Taiwan needs stronger military support from the US, US Representative Randy Forbes said on Tuesday.
He called on Taipei to fully commit to its own defense, but said that the US could do more to help.
Forbes was addressing a discussion at the American Enterprise Institute (AEI) on US strategy in the Asia-Pacific region and the need for greater congressional involvement in the so-called rebalance or pivot.
It might do a “world of good” for the US to make clear that Taiwan is a valid part of the rebalance and is involved, he said, adding that he was “hopeful, but not overly optimistic” that the US would give Taiwan more military support.
“I just don’t see all of the components lined up for it,” he said.
Despite White House assurances to the contrary, the rhetoric of the Asia pivot is increasingly overshadowed by grim budgetary realities in Washington, a statement from AEI said
“Looming sequestration cuts over the next decade have already forced the [US President Barack] Obama administration to scale back its economic, diplomatic and military investments in the Asia-Pacific, exacerbating fears of disrupted trade and rising tensions in the region,” the statement said.

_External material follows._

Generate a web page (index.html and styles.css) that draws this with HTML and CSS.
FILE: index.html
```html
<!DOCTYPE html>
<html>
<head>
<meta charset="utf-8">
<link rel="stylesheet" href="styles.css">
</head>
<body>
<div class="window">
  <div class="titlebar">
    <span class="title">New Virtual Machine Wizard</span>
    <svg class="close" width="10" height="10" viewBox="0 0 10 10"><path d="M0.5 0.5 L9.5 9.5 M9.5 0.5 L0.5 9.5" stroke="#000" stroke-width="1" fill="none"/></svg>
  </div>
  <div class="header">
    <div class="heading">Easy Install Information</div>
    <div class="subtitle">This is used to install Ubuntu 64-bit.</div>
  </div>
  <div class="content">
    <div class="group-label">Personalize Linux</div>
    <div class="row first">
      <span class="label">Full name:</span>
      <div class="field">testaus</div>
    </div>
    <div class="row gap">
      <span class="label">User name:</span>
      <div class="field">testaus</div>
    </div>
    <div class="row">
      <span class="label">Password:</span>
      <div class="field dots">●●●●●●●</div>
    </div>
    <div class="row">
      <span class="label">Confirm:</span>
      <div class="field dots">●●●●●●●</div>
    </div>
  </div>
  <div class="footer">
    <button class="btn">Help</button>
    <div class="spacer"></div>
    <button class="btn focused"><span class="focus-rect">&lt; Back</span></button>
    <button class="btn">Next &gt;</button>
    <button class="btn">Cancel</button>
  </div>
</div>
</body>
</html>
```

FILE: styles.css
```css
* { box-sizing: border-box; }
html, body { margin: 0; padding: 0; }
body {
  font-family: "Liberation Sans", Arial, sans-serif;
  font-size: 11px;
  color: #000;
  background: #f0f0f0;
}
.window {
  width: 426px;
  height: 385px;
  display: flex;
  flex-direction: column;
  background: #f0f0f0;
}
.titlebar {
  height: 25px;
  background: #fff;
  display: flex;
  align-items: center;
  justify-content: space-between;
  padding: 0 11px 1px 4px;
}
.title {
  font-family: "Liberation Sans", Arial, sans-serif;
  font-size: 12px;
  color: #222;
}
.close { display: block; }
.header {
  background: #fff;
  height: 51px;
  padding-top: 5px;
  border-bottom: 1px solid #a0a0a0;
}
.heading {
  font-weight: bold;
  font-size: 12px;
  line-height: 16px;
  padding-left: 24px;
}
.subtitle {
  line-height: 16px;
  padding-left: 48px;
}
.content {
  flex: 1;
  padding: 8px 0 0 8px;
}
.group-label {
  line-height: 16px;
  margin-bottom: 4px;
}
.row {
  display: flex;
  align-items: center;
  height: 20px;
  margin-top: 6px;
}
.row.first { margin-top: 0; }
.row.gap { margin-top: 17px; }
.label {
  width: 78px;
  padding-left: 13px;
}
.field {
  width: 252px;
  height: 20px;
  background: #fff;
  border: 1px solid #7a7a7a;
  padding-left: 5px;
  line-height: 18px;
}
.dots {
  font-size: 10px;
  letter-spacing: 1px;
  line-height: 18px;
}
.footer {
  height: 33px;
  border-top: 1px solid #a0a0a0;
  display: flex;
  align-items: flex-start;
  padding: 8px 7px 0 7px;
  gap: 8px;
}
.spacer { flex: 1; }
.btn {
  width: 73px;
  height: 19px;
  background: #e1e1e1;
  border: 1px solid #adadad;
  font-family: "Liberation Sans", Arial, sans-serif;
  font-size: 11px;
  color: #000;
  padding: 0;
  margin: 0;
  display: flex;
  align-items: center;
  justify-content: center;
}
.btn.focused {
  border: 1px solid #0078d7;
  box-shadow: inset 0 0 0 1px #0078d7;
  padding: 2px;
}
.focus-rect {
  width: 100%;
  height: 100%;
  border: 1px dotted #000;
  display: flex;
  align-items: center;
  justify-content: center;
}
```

Forbes, chairman of the Seapower Subcommittee of the House of Representatives Armed Services Committee, said that he was spearheading a bipartisan effort for Congress to become more deeply involved in the administration’s pivot.
He wants to clarify congressional responsibility and define a US role in Asia that “convinces US allies that the pivot is more than empty sloganeering.”
He said that he is planning a series of hearings and open and classified briefings for the full committee over the next few months.
Asked what more Taiwan should do to increase its own defenses, Forbes said that he did not want to comment on the actions other countries should take.
However, he called for an “honest dialogue” with China to include talking about issues that Beijing wants to avoid.
“At the same time, I don’t think we should walk in and say we are only going to talk about the bad things China does,” he said.
“There are some good things and good opportunities, and we can learn from each other,” he said.
Forbes said that disputes in the Asia-Pacific region needed “to be solved in a peaceful manner and not in a military manner.”